▶ [Short exercise] Report how many lines below contain the word "styles". Give only the number.

···

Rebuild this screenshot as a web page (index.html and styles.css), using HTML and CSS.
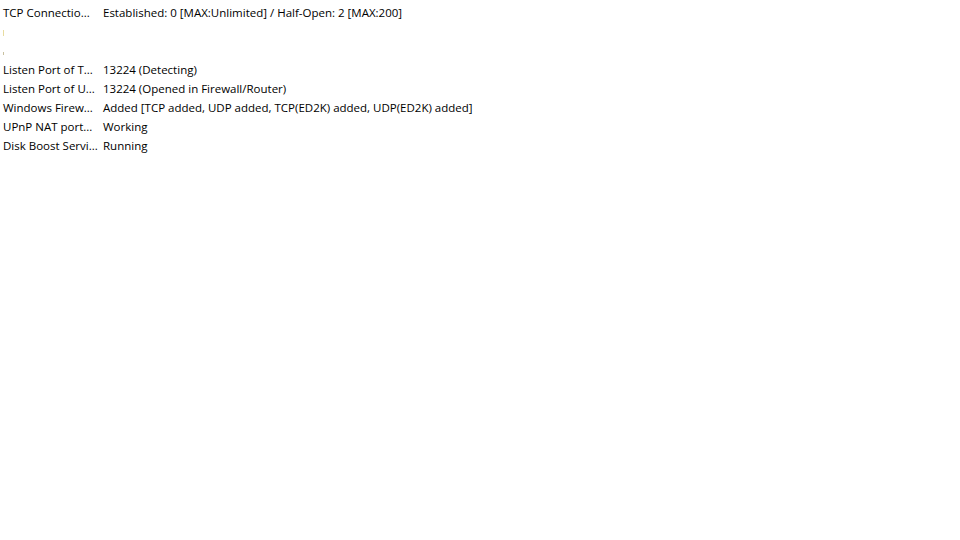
FILE: index.html
```html
<!DOCTYPE html>
<html lang="en">
  <head>
    <meta charset="UTF-8" />
    <title>Network Status</title>
    <link rel="stylesheet" href="styles.css">
  </head>
  <body>
    <table class="status-list">
      <tr><td class="key">TCP Connectio...</td><td>Established: 0 [MAX:Unlimited] / Half-Open: 2 [MAX:200]</td></tr>
      <tr><td class="key"><span class="mark"></span></td><td></td></tr>
      <tr><td class="key"><span class="mark small"></span></td><td></td></tr>
      <tr><td class="key">Listen Port of T...</td><td>13224 (Detecting)</td></tr>
      <tr><td class="key">Listen Port of U...</td><td>13224 (Opened in Firewall/Router)</td></tr>
      <tr><td class="key">Windows Firew...</td><td>Added [TCP added, UDP added, TCP(ED2K) added, UDP(ED2K) added]</td></tr>
      <tr><td class="key">UPnP NAT port...</td><td>Working</td></tr>
      <tr><td class="key">Disk Boost Servi...</td><td>Running</td></tr>
    </table>
  </body>
</html>
```

FILE: styles.css
```css
* {
  margin: 0;
  padding: 0;
  box-sizing: border-box;
}
body {
  background: white;
  font-family: "Open Sans", "Noto Sans", sans-serif;
  font-size: 11.5px;
  color: #000;
  padding-top: 3px;
}
.status-list {
  border-collapse: collapse;
  table-layout: fixed;
  width: 600px;
}
.status-list td {
  height: 19px;
  padding: 0 0 0 3px;
  white-space: nowrap;
  vertical-align: middle;
}
.status-list td.key {
  width: 100px;
}
.mark {
  display: inline-block;
  width: 1px;
  height: 6px;
  background: #e8dca0;
}
.mark.small {
  height: 3px;
  margin-top: 4px;
  background: #c8c0a0;
}
```
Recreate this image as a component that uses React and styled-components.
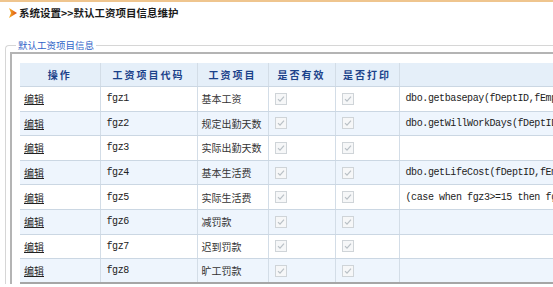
import styled, { createGlobalStyle } from "styled-components"

const Global = createGlobalStyle`
  html, body {
    margin: 0;
    padding: 0;
    background: #fff;
    overflow: hidden;
    font-family: "Noto Sans CJK SC", "Noto Sans", sans-serif;
  }
`

const rows = [
  { code: "fgz1", name: "基本工资", expr: "dbo.getbasepay(fDeptID,fEmpID,fYear,fMonth)" },
  { code: "fgz2", name: "规定出勤天数", expr: "dbo.getWillWorkDays(fDeptID,fYear,fMonth)" },
  { code: "fgz3", name: "实际出勤天数", expr: "" },
  { code: "fgz4", name: "基本生活费", expr: "dbo.getLifeCost(fDeptID,fEmpID,fYear)" },
  { code: "fgz5", name: "实际生活费", expr: "(case when fgz3>=15 then fgz4 else fgz4*fgz3/fgz2 end)" },
  { code: "fgz6", name: "减罚款", expr: "" },
  { code: "fgz7", name: "迟到罚款", expr: "" },
  { code: "fgz8", name: "旷工罚款", expr: "" },
]

function Arrow() {
  return (
    <svg width="8" height="10" viewBox="0 0 8 10">
      <defs>
        <linearGradient id="ar" x1="0" y1="0" x2="1" y2="0">
          <stop offset="0" stopColor="#f7b21e" />
          <stop offset="1" stopColor="#d9481a" />
        </linearGradient>
      </defs>
      <path d="M0 0 L8 5 L0 10 L2 5 Z" fill="url(#ar)" />
    </svg>
  )
}

function Check() {
  return (
    <Box>
      <svg width="8" height="8" viewBox="0 0 8 8">
        <path d="M1 4.2 L3 6.2 L7 1.6" fill="none" stroke="#b9c0c6" strokeWidth="1.2" />
      </svg>
    </Box>
  )
}

export default function App() {
  return (
    <>
      <Global />
      <TopBar>
        <Arrow />
        <Title>系统设置&gt;&gt;默认工资项目信息维护</Title>
      </TopBar>
      <Fieldset>
        <Legend>默认工资项目信息</Legend>
        <Panel>
          <Table>
            <colgroup>
              <col style={{ width: 80 }} />
              <col style={{ width: 97 }} />
              <col style={{ width: 71 }} />
              <col style={{ width: 67 }} />
              <col style={{ width: 64 }} />
              <col style={{ width: 320 }} />
            </colgroup>
            <thead>
              <tr>
                <Th>操作</Th>
                <Th>工资项目代码</Th>
                <Th>工资项目</Th>
                <Th>是否有效</Th>
                <Th>是否打印</Th>
                <Th></Th>
              </tr>
            </thead>
            <tbody>
              {rows.map((r, i) => (
                <Row key={r.code} $alt={i % 2 === 1}>
                  <Td><EditLink href="#">编辑</EditLink></Td>
                  <Code>{r.code}</Code>
                  <Td>{r.name}</Td>
                  <BoxCell><Check /></BoxCell>
                  <BoxCell><Check /></BoxCell>
                  <Code>{r.expr}</Code>
                </Row>
              ))}
            </tbody>
          </Table>
        </Panel>
      </Fieldset>
    </>
  )
}

const TopBar = styled.div`
  border-top: 2px solid #efc58e;
  height: 22px;
  display: flex;
  align-items: center;
  padding-left: 9px;
  gap: 2px;
`
const Title = styled.span`
  font-size: 10.5px;
  font-weight: bold;
  color: #1a1a1a;
  line-height: 14px;
`
const Fieldset = styled.fieldset`
  margin: 14px 0 0 5px;
  padding: 0 0 0 4px;
  border: 1px solid #d6d6d6;
  border-right: none;
  border-bottom: none;
  border-radius: 4px 0 0 0;
  min-inline-size: 0;
`
const Legend = styled.legend`
  margin-left: 6px;
  padding: 0 2px;
  font-size: 9.5px;
  line-height: 14px;
  color: #2f63c8;
`
const Panel = styled.div`
  border-top: 2px solid #b4b4b4;
  border-left: 2px solid #b4b4b4;
  padding: 9px 0 0 8px;
  overflow: hidden;
`
const Table = styled.table`
  border-collapse: collapse;
  table-layout: fixed;
  width: 699px;
  border-bottom: 2px solid #a6a6a6;
`
const Th = styled.th`
  height: 23px;
  padding: 0;
  background: #e5eff9;
  color: #1b428a;
  font-size: 10px;
  font-weight: bold;
  letter-spacing: 2px;
  text-align: center;
  border-right: 1px solid #d3dde7;
  border-bottom: 1px solid #cbd7e3;
`
const Row = styled.tr`
  height: 24.6px;
  background: ${p => (p.$alt ? "#eef5fd" : "#ffffff")};
`
const Td = styled.td`
  padding: 0 0 0 4px;
  font-size: 10px;
  color: #333;
  white-space: nowrap;
  overflow: hidden;
  border-right: 1px solid #d3dde7;
  border-bottom: 1px solid #cbd7e3;
`
const Code = styled(Td)`
  padding-left: 6px;
  font-family: "Liberation Mono", "DejaVu Sans Mono", monospace;
  font-size: 10px;
  letter-spacing: -0.4px;
  color: #222;
`
const BoxCell = styled(Td)`
  padding-left: 6px;
`
const EditLink = styled.a`
  color: #222;
  text-decoration: underline;
`
const Box = styled.span`
  display: flex;
  align-items: center;
  justify-content: center;
  width: 10px;
  height: 10px;
  border: 1px solid #cfd4d8;
  background: #f6f7f8;
`
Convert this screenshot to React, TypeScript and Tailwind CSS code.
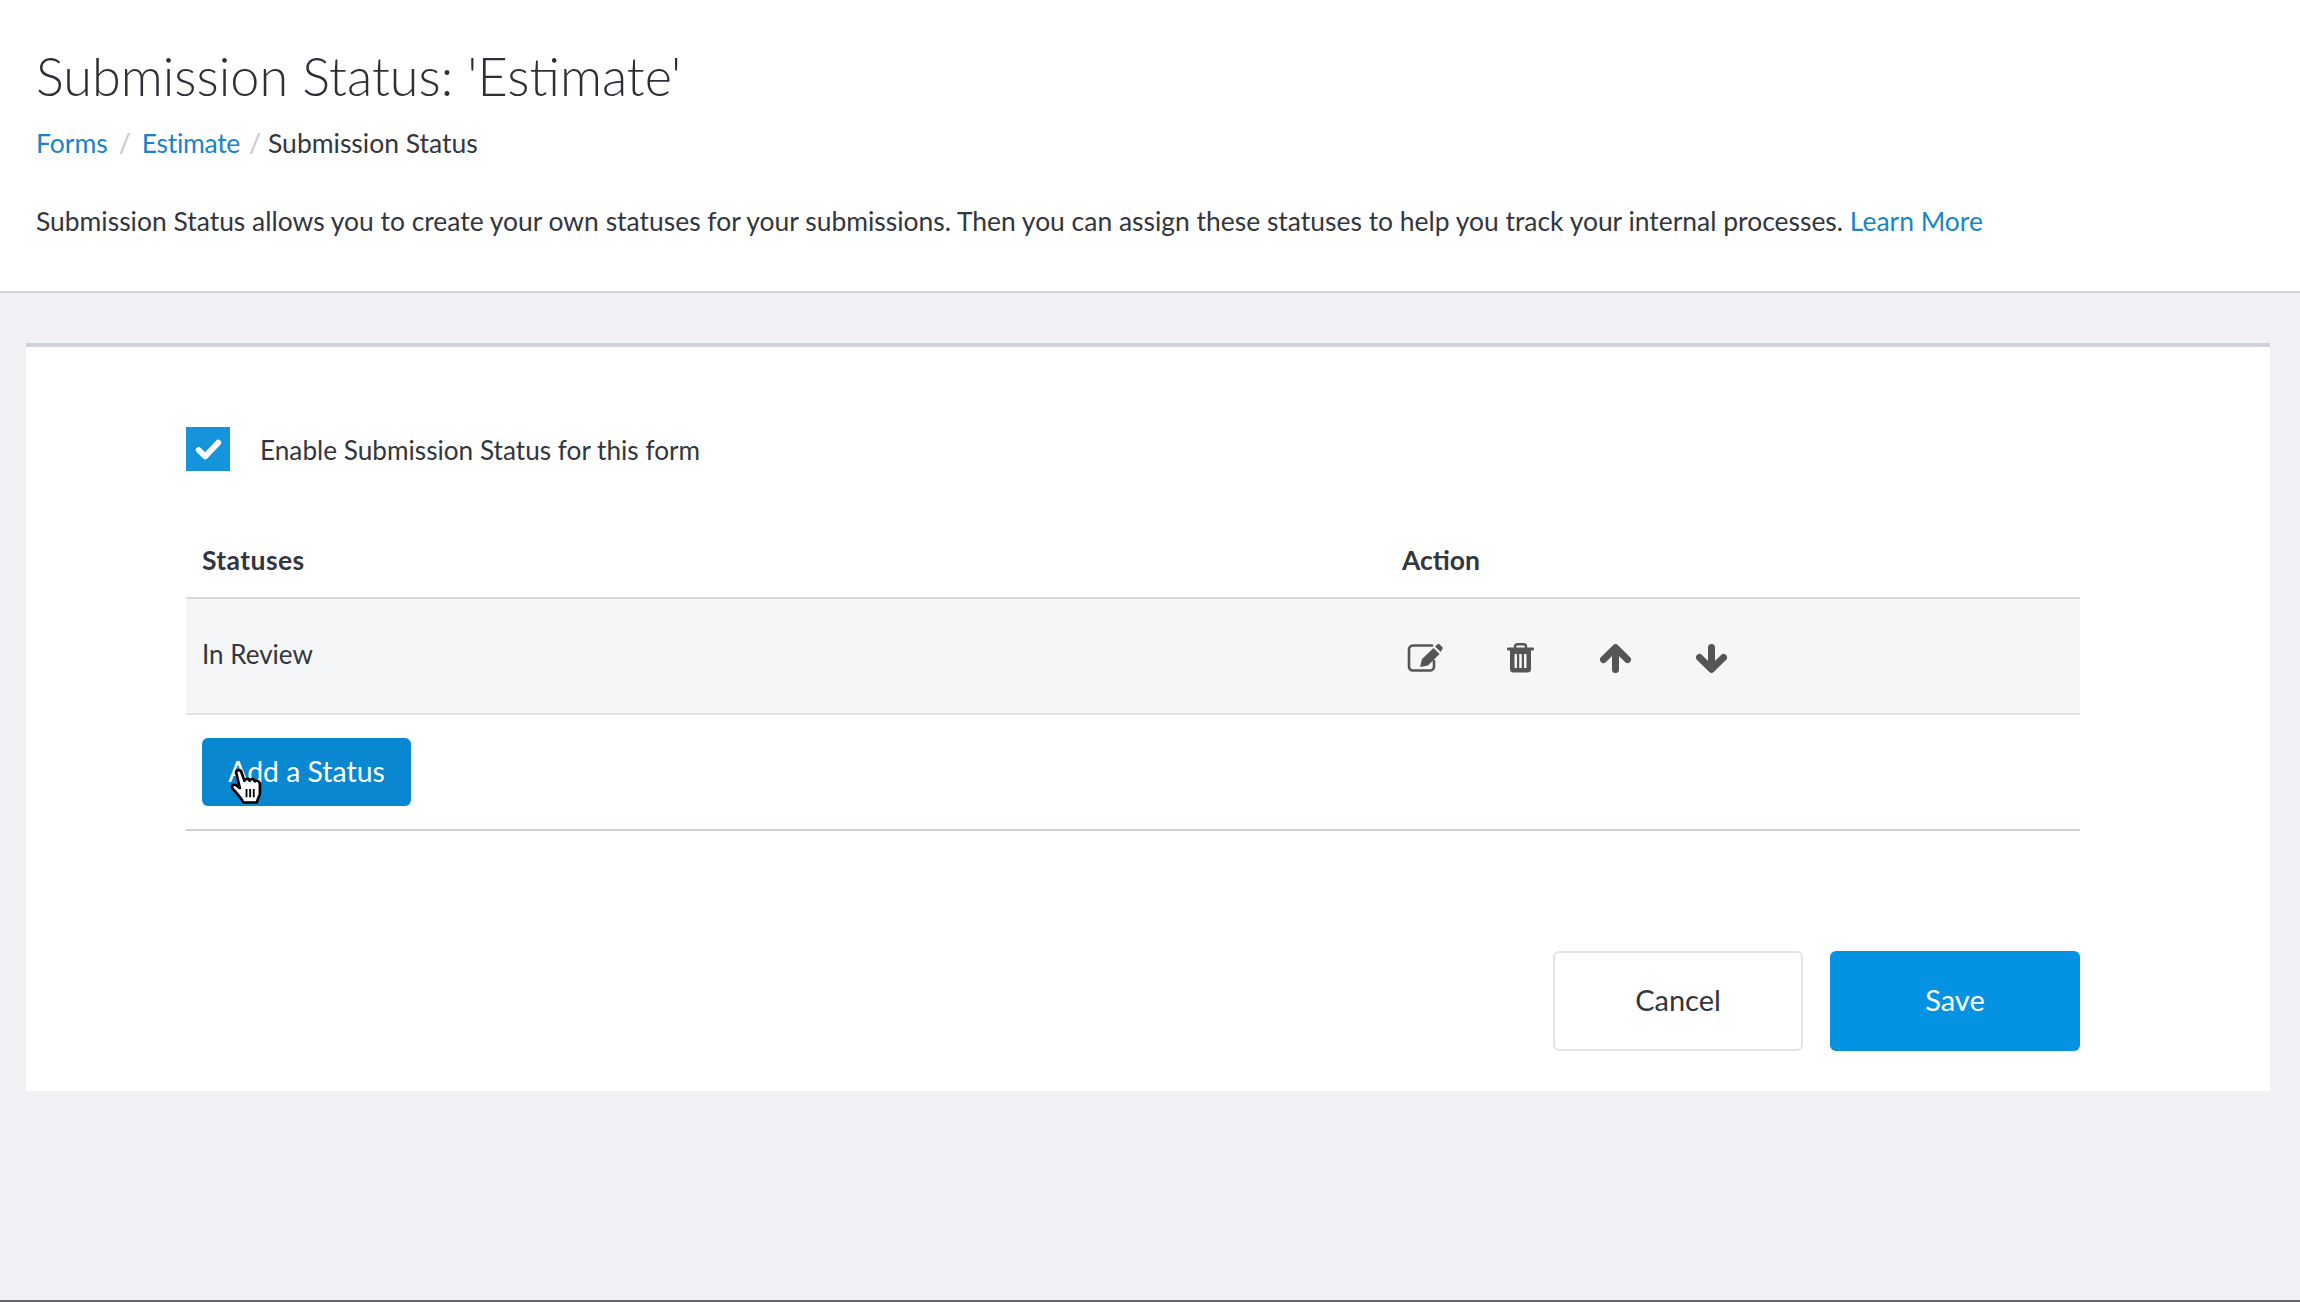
const font = "font-['Lato','Liberation_Sans',sans-serif]";

function CheckIcon() {
  return (
    <svg viewBox="0 0 25 19" className="h-[21px] w-[27px]" fill="none" stroke="#fff" strokeWidth="5.5" strokeLinecap="round" strokeLinejoin="round">
      <path d="M3.5 10L9.5 15.8L21.5 3.2" />
    </svg>
  );
}

function EditIcon() {
  return (
    <svg viewBox="0 0 37 30" className="h-[30px] w-[37px]" fill="#555">
      <path d="M25 2.5H6A4 4 0 0 0 2 6.5V23.5A4 4 0 0 0 6 27.5H23A4 4 0 0 0 27 23.5V18" fill="none" stroke="#555" strokeWidth="2.6" strokeLinecap="round" />
      <path d="M15 16L26.5 5L32.5 11L21 22.5L13 24Z" />
      <path d="M28 3.5L30.5 1.2Q31.5 .5 32.5 1.2L35.5 4.3Q36 5.5 35.3 6.3L33.8 9Z" />
    </svg>
  );
}

function TrashIcon() {
  return (
    <svg viewBox="0 0 27 30" className="h-[30px] w-[27px]" fill="#555">
      <path d="M8 5V3.5Q8 1.2 10.5 1.2H16.5Q19 1.2 19 3.5V5" fill="none" stroke="#555" strokeWidth="2.4" />
      <rect x="0" y="4.5" width="27" height="3" rx="1.2" />
      <path fillRule="evenodd" d="M3 7H24V26Q24 29.5 20.5 29.5H6.5Q3 29.5 3 26ZM7.5 11V25H10V11ZM12.2 11V25H14.8V11ZM17 11V25H19.5V11Z" />
    </svg>
  );
}

function ArrowIcon({ down }: { down?: boolean }) {
  return (
    <svg viewBox="0 0 31 29" className={`h-[29px] w-[31px] ${down ? "rotate-180" : ""}`} fill="none" stroke="#555" strokeWidth="7" strokeLinecap="round" strokeLinejoin="round">
      <path d="M3.5 15.5L15.5 3.8L27.5 15.5M15.5 4V25.5" />
    </svg>
  );
}

function HandCursor() {
  return (
    <svg viewBox="0 0 31 35" className="absolute left-[28px] top-[30px] h-[37px] w-[32px]">
      <path
        d="M6 4C5.5 1.5 10 .5 11 3.5L14 12C15 9.5 18.5 9.5 19 12C20 9.5 23.5 10 24 12.5C25.5 11 28.5 12 29 15V24C29 27 27 28 26 33H13C11 29 8 26 3 20C1 18 2.5 14.5 5.5 16L9.5 19Z"
        fill="#fff"
        stroke="#000"
        strokeWidth="2.6"
        strokeLinejoin="round"
      />
      <path d="M16 20V28M19.5 20V28M23 20V28" fill="none" stroke="#000" strokeWidth="1.8" />
    </svg>
  );
}

export default function App() {
  return (
    <div className={`flex h-[1302px] flex-col border-b-2 border-[#666666] bg-[#f0f1f4] text-[#33363d] ${font}`}>
      {/* Header */}
      <div className="h-[293px] shrink-0 border-b-2 border-[#d0d4dc] bg-white pl-[36px] pr-[35px]">
        <h1 className="pt-[46px] text-[52.2px] font-light leading-[60px] text-[#2d3036]">Submission Status: 'Estimate'</h1>
        <div className="mt-[22px] flex items-center text-[26.5px] leading-[30px]">
          <a className="text-[#1a84c9]">Forms</a>
          <span className="mx-[11px] text-[#c4c6ca]">/</span>
          <a className="tracking-[-0.3px] text-[#1a84c9]">Estimate</a>
          <span className="ml-[9px] mr-[7px] text-[#c4c6ca]">/</span>
          <span>Submission Status</span>
        </div>
        <p className="mt-[48px] text-[26.45px] leading-[30px]">
          Submission Status allows you to create your own statuses for your submissions. Then you can assign these statuses to help you track your internal processes.{" "}
          <a className="text-[#1a84c9]">Learn More</a>
        </p>
      </div>

      {/* Card */}
      <div className="ml-[26px] mr-[30px] mt-[50px] flex flex-col border-t-4 border-[#cfd5da] bg-white pb-[40px] pl-[160px] pr-[190px] pt-[80px]">
        <label className="flex items-center gap-[30px] text-[26.2px]">
          <span className="flex h-[44px] w-[44px] items-center justify-center bg-[#1593db]">
            <CheckIcon />
          </span>
          <span className="pt-[4px]">Enable Submission Status for this form</span>
        </label>

        <div className="mt-[53px] flex h-[75px] items-center border-b-2 border-[#d5d8dd] px-4 text-[26.5px] font-bold">
          <div className="w-[1200px] tracking-[0.4px]">Statuses</div>
          <div>Action</div>
        </div>

        <div className="flex h-[116px] items-center border-b-2 border-[#e2e3e8] bg-[#f5f6f7] px-4 text-[26px]">
          <div className="w-[1200px] pb-[3px]">In Review</div>
          <div className="flex items-center pl-[5px] pt-[4px]">
            <EditIcon />
            <div className="ml-[63px]"><TrashIcon /></div>
            <div className="ml-[66px]"><ArrowIcon /></div>
            <div className="ml-[65px]"><ArrowIcon down /></div>
          </div>
        </div>

        <div className="border-b-2 border-[#ccd0de] px-4 py-[23px]">
          <button className="relative flex h-[68px] w-[209px] items-center justify-center rounded-[6px] bg-[#0a87d1] pb-[2px] text-[28.4px] text-white">
            Add a Status
            <HandCursor />
          </button>
        </div>

        <div className="mt-[120px] flex justify-end gap-[27px] text-[29px]">
          <button className="flex h-[100px] w-[250px] items-center justify-center rounded-[6px] border-2 border-[#e2e3ea] bg-white pb-[2px]">Cancel</button>
          <button className="flex h-[100px] w-[250px] items-center justify-center rounded-[6px] bg-[#0493e2] pb-[2px] text-white">Save</button>
        </div>
      </div>
    </div>
  );
}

···

▶ [Problem solution] 3